Key Observation: As \(t\) increases from \(-2\pi\) to \(2\pi\), the helix makes exactly two complete loops around the z-axis while rising linearly in the z-direction at a rate of 2 units per radian of \(t\).
Intersection with a Surface
Example: Helix Intersecting a Sphere
Does
\[\vec{r}(t) = \langle \cos t, \sin t, 2t \rangle, \quad -\infty < t < \infty\]
intersect with the sphere \(x^2 + y^2 + z^2 = 25\) of radius 5?
3D Graph Description: A sphere of radius 5 is shown centered at the origin. A helix (purple curve) winds around the z-axis, passing through the interior of the sphere. The helix intersects the spherical surface at exactly two points, marked as \(\vec{r}(\sqrt{6})\) near the top of the sphere and \(\vec{r}(-\sqrt{6})\) near the bottom.

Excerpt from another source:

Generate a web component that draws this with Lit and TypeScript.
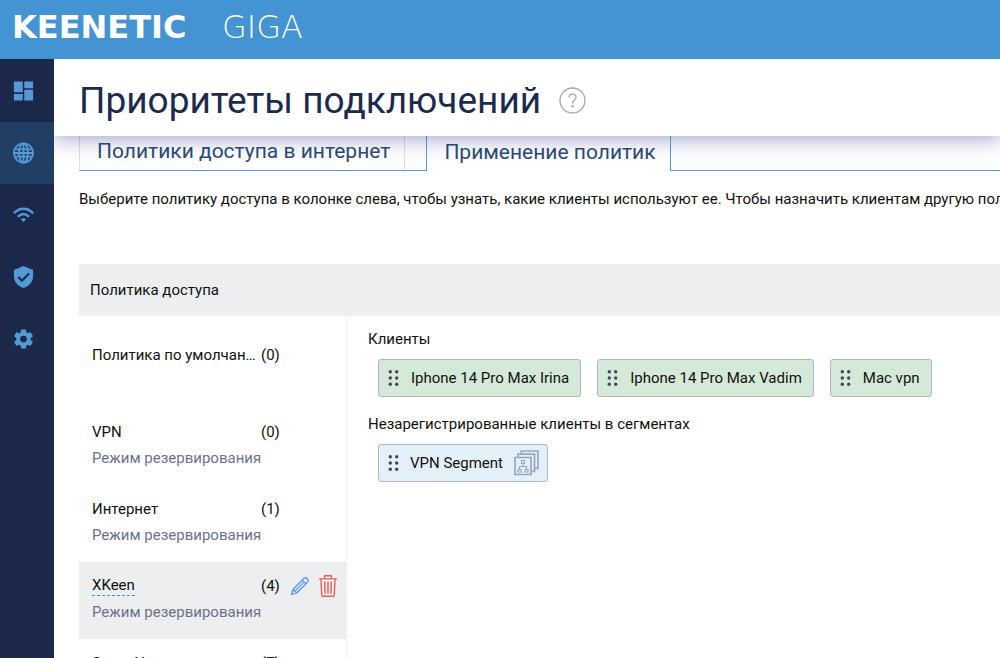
import { LitElement, html, css, svg } from "lit";
import { customElement, state } from "lit/decorators.js";

interface Policy {
  name: string;
  count: number;
  mode: string;
}

const RESERVE = "Режим резервирования";

const POLICIES: Policy[] = [
  { name: "Политика по умолчан…", count: 0, mode: "" },
  { name: "VPN", count: 0, mode: RESERVE },
  { name: "Интернет", count: 1, mode: RESERVE },
  { name: "XKeen", count: 4, mode: RESERVE },
  { name: "Super New", count: 7, mode: RESERVE },
];

const CLIENTS = ["Iphone 14 Pro Max Irina", "Iphone 14 Pro Max Vadim", "Mac vpn"];

const NAV = [
  { label: "Панель", icon: svg`<path fill="currentColor" d="M2 13.200h9.200V2H2zm0 8.800h9.200v-7H2zm10.800 0H22V10.800h-9.200zm0-20v7H22V2z"/>` },
  {
    label: "Интернет",
    icon: svg`<g fill="none" stroke="currentColor" stroke-width="1.900"><circle cx="12" cy="12" r="10"/><ellipse cx="12" cy="12" rx="4.700" ry="10"/><path d="M12 2v20M3.500 8.200h17M3.500 15.800h17M2 12h20"/></g>`,
  },
  {
    label: "Wi-Fi",
    icon: svg`<g fill="none" stroke="currentColor" stroke-width="2.500" stroke-linecap="round"><path d="M2.600 9.600C8 4.200 16 4.200 21.400 9.600"/><path d="M6.900 13.300C10 10.500 14 10.500 17.100 13.300"/></g><path fill="currentColor" d="M9.200 16.400c1.600-1.500 4-1.500 5.600 0L12 19.200z"/>`,
  },
  {
    label: "Безопасность",
    icon: svg`<path fill="currentColor" d="M12 .5 2 4.600v6.600c0 5.700 4.200 10.700 10 12.300 5.800-1.600 10-6.600 10-12.300V4.600z"/><path class="cut" fill="none" stroke-width="2.200" d="m6.500 12 3.800 3.800L17.800 8.300"/>`,
  },
  {
    label: "Управление",
    icon: svg`<path fill="currentColor" d="M19.430 12.980c.04-.32.07-.64.07-.98s-.03-.66-.07-.98l2.110-1.650c.19-.15.24-.42.12-.64l-2-3.460c-.12-.22-.39-.3-.61-.22l-2.490 1c-.52-.4-1.080-.73-1.690-.98l-.38-2.650A.488.488 0 0 0 14 2h-4c-.25 0-.46.18-.49.42l-.38 2.650c-.61.25-1.170.59-1.690.98l-2.490-1c-.23-.09-.49 0-.61.22l-2 3.460c-.13.22-.07.49.12.64l2.110 1.650c-.04.32-.07.65-.07.98s.03.66.07.98l-2.110 1.650c-.19.15-.24.42-.12.64l2 3.460c.12.22.39.3.61.22l2.490-1c.52.4 1.080.73 1.690.98l.38 2.650c.03.24.24.42.49.42h4c.25 0 .46-.18.49-.42l.38-2.650c.61-.25 1.170-.59 1.690-.98l2.490 1c.23.09.49 0 .61-.22l2-3.460c.12-.22.07-.49-.12-.64zM12 15.500a3.500 3.500 0 1 1 0-7 3.500 3.500 0 0 1 0 7z"/>`,
  },
];

@customElement("app-root")
export class AppRoot extends LitElement {
  @state() private selected = 3;
  @state() private section = 1;

  static styles = css`
    :host {
      display: flex;
      flex-direction: column;
      height: 100vh;
      overflow: hidden;
      background: #fff;
      color: #111;
      font: 15px/20px Roboto, "Noto Sans", sans-serif;
    }
    button {
      font: inherit;
      color: inherit;
      border: 0;
      background: none;
      padding: 0;
      text-align: left;
      cursor: pointer;
    }
    svg {
      display: block;
    }
    .top {
      flex: none;
      height: 59px;
      box-sizing: border-box;
      padding: 0 12px 6px;
      display: flex;
      align-items: center;
      gap: 20px;
      background: #4494d4;
      color: #fff;
      font: 32px/36px "DejaVu Sans", sans-serif;
    }
    .brand {
      font-weight: 700;
      flex: none;
      width: 190px;
    }
    .model {
      font-weight: 200;
    }
    .body {
      flex: 1;
      min-height: 0;
      display: flex;
    }
    .side {
      flex: none;
      width: 54px;
      padding-top: 1px;
      background: #1c2849;
      color: #539ad6;
    }
    .nav {
      display: flex;
      align-items: center;
      width: 100%;
      height: 62px;
      padding-left: 12px;
    }
    .nav.on {
      background: #213f64;
    }
    .cut {
      stroke: #1c2849;
    }
    .main {
      flex: 1;
      min-width: 0;
      display: flex;
      flex-direction: column;
      overflow: hidden;
    }
    .title {
      position: relative;
      flex: none;
      display: flex;
      align-items: center;
      gap: 18px;
      height: 77px;
      box-sizing: border-box;
      padding: 6px 25px 0;
      background: #fff;
      box-shadow: 0 2px 20px rgba(50, 60, 140, 0.5);
    }
    h1 {
      margin: 0;
      font-size: 37px;
      line-height: 48px;
      font-weight: 400;
      color: #1c2a4d;
    }
    .tabs {
      flex: none;
      display: flex;
      height: 35px;
      margin-left: 25px;
      color: #2c4a73;
      font-size: 21px;
      line-height: 24px;
    }
    .tab {
      box-sizing: border-box;
      padding: 0 14px 4px 17px;
    }
    .tab.idle {
      border-left: 1px solid #dcdfea;
      border-right: 1px solid #dcdfea;
      border-bottom: 1px solid #4c9fdb;
    }
    .gap {
      box-sizing: border-box;
      width: 22px;
      border-right: 1px solid #4c9fdb;
      border-bottom: 1px solid #4c9fdb;
    }
    .rest {
      flex: 1;
      border-left: 1px solid #4c9fdb;
      border-bottom: 1px solid #4c9fdb;
    }
    .hint {
      flex: none;
      margin: 18px 0 55px 25px;
      white-space: nowrap;
    }
    .caption {
      flex: none;
      margin-left: 25px;
      padding: 16px 11px;
      background: #edeef0;
    }
    .panes {
      flex: 1;
      min-height: 0;
      display: flex;
      margin-left: 25px;
    }
    .list {
      flex: none;
      width: 267px;
      margin: 0;
      padding: 15px 0 0;
      list-style: none;
      border-right: 1px solid #edeef0;
    }
    .row {
      display: grid;
      grid-template-columns: 166px 26px 26px 20px;
      grid-template-rows: 20px 20px;
      column-gap: 3px;
      row-gap: 6px;
      align-items: center;
      height: 77px;
      box-sizing: border-box;
      padding: 14px 0 0 13px;
    }
    .row.on {
      background: #edeef0;
    }
    .name {
      overflow: hidden;
      text-overflow: ellipsis;
      white-space: nowrap;
    }
    .row.on .name {
      justify-self: start;
      border-bottom: 1px dashed #4494d4;
      line-height: 19px;
    }
    .mode {
      grid-row: 2;
      grid-column: 1 / -1;
      color: #6d7189;
    }
    .edit {
      color: #5a93f0;
    }
    .del {
      color: #e8605a;
    }
    .assign {
      flex: 1;
      min-width: 0;
      padding: 13px 0 0 21px;
    }
    h2 {
      margin: 0;
      font-size: 15px;
      line-height: 20px;
      font-weight: 400;
    }
    .chips {
      display: flex;
      flex-wrap: wrap;
      gap: 16px;
      padding: 10px 0 17px 10px;
    }
    .chip {
      display: flex;
      align-items: center;
      gap: 12px;
      height: 38px;
      box-sizing: border-box;
      padding: 0 11px 0 9px;
      border: 1px solid #b0b8c4;
      border-radius: 3px;
      background: #d5e9d9;
      white-space: nowrap;
    }
    .chip.segment {
      gap: 11px;
      padding-right: 8px;
      background: #e3f0f9;
    }
  `;

  private handle() {
    return html`<svg width="11" height="18" viewBox="0 0 11 18" fill="#474559" aria-hidden="true">
      ${[2.7, 9, 15.3].map((y) => svg`<circle cx="2.300" cy=${y} r="1.700"/><circle cx="8.700" cy=${y} r="1.700"/>`)}
    </svg>`;
  }

  private row(p: Policy, i: number) {
    const on = i === this.selected;
    return html`<li class="row ${on ? "on" : ""}">
      <button class="name" @click=${() => (this.selected = i)}>${p.name}</button>
      <span>(${p.count})</span>
      ${on
        ? html`<button class="edit" aria-label="Изменить">
              <svg width="20" height="20" viewBox="0 0 20 20" fill="none" stroke="currentColor" stroke-width="1.300" stroke-linejoin="round">
                <path d="M1.500 18.500 3 13.300 14 2.300q1.400-1.200 2.700 0l1 1q1.200 1.300 0 2.700L6.700 17zM12.200 4.100l3.700 3.700M3 13.300l3.700 3.700M4.900 15.100 14 5.900" />
              </svg>
            </button>
            <button class="del" aria-label="Удалить">
              <svg width="18" height="22" viewBox="0 0 18 22" fill="none" stroke="currentColor" stroke-width="1.400">
                <path d="M0 3.900h18M5.500 3.700V1.200q0-.5.500-.5h6q.5 0 .5.500v2.500M1.900 4l.8 16.300q0 1 1 1h10.600q1 0 1-1L16.100 4M5.700 6.500l.4 12.300M9 6.500v12.300M12.300 6.500l-.4 12.300" />
              </svg>
            </button>`
        : ""}
      <span class="mode">${p.mode}</span>
    </li>`;
  }

  render() {
    return html`
      <header class="top"><span class="brand">KEENETIC</span><span class="model">GIGA</span></header>
      <div class="body">
        <nav class="side">
          ${NAV.map(
            (n, i) => html`<button class="nav ${i === this.section ? "on" : ""}" aria-label=${n.label} @click=${() => (this.section = i)}>
              <svg width="23" height="24" viewBox="0 0 24 24">${n.icon}</svg>
            </button>`
          )}
        </nav>
        <main class="main">
          <div class="title">
            <h1>Приоритеты подключений</h1>
            <button aria-label="Справка">
              <svg width="27" height="27" viewBox="0 0 27 27" fill="none" stroke="#a5a5a8" stroke-width="1.300">
                <circle cx="13.500" cy="13.500" r="12.500" />
                <path d="M10.100 10.500c0-4.500 6.900-4.500 6.900-.3 0 2.700-3.500 2.900-3.500 6.400" />
                <circle cx="13.500" cy="19.300" r=".6" fill="#a5a5a8" />
              </svg>
            </button>
          </div>
          <div class="tabs">
            <button class="tab idle">Политики доступа в интернет</button>
            <span class="gap"></span>
            <button class="tab">Применение политик</button>
            <span class="rest"></span>
          </div>
          <p class="hint">
            Выберите политику доступа в колонке слева, чтобы узнать, какие клиенты используют ее. Чтобы назначить клиентам другую политику, перетащите их.
          </p>
          <div class="caption">Политика доступа</div>
          <div class="panes">
            <ul class="list">
              ${POLICIES.map((p, i) => this.row(p, i))}
            </ul>
            <section class="assign">
              <h2>Клиенты</h2>
              <div class="chips">${CLIENTS.map((c) => html`<div class="chip">${this.handle()}<span>${c}</span></div>`)}</div>
              <h2>Незарегистрированные клиенты в сегментах</h2>
              <div class="chips">
                <div class="chip segment">
                  ${this.handle()}<span>VPN Segment</span>
                  <svg width="25" height="26" viewBox="0 0 25 26" fill="none" stroke="#98a7b7" stroke-width="1.700" aria-hidden="true">
                    <path d="M1 7.500h16v17H1zM4 7V4.200h16.500v17.300H17.500M7.300 4V1h16.700v17.500h-3" />
                    <path stroke-width="1.100" d="M7.500 10.500h3v3h-3zM9 13.500v3M5.500 19.500v-3h7v3M4 19.500h3v2.500H4zM11 19.500h3v2.500h-3z" />
                  </svg>
                </div>
              </div>
            </section>
          </div>
        </main>
      </div>
    `;
  }
}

A vertical dashed cylinder indicates the surface on which the helix lies.
Note: The helix intersects the sphere at two points!
Finding Points of Intersection
Solution:
To find where \(\vec{r}(t) = \langle \cos t, \sin t, 2t \rangle\) intersects the sphere \(x^2 + y^2 + z^2 = 25\), we plug in \(x\), \(y\), \(z\) from \(\vec{r}(t)\) into the sphere equation:
\[\cos^2 t + \sin^2 t + (2t)^2 = 25\]
Using the Pythagorean identity \(\cos^2 t + \sin^2 t = 1\), we have:
\[1 + 4t^2 = 25\]
\[4t^2 = 24\]
\[t^2 = 6\]
\[t = \pm\sqrt{6}\]
Two points of intersection:
Top point:
\[\vec{r}(\sqrt{6}) = \langle \cos(\sqrt{6}), \sin(\sqrt{6}), 2\sqrt{6} \rangle\]
Bottom point:
\[\vec{r}(-\sqrt{6}) = \langle \cos(-\sqrt{6}), \sin(-\sqrt{6}), -2\sqrt{6} \rangle\]
Interpretation: The helix enters the sphere from below at \(t = -\sqrt{6}\), passes through the interior, and exits at the top at \(t = \sqrt{6}\).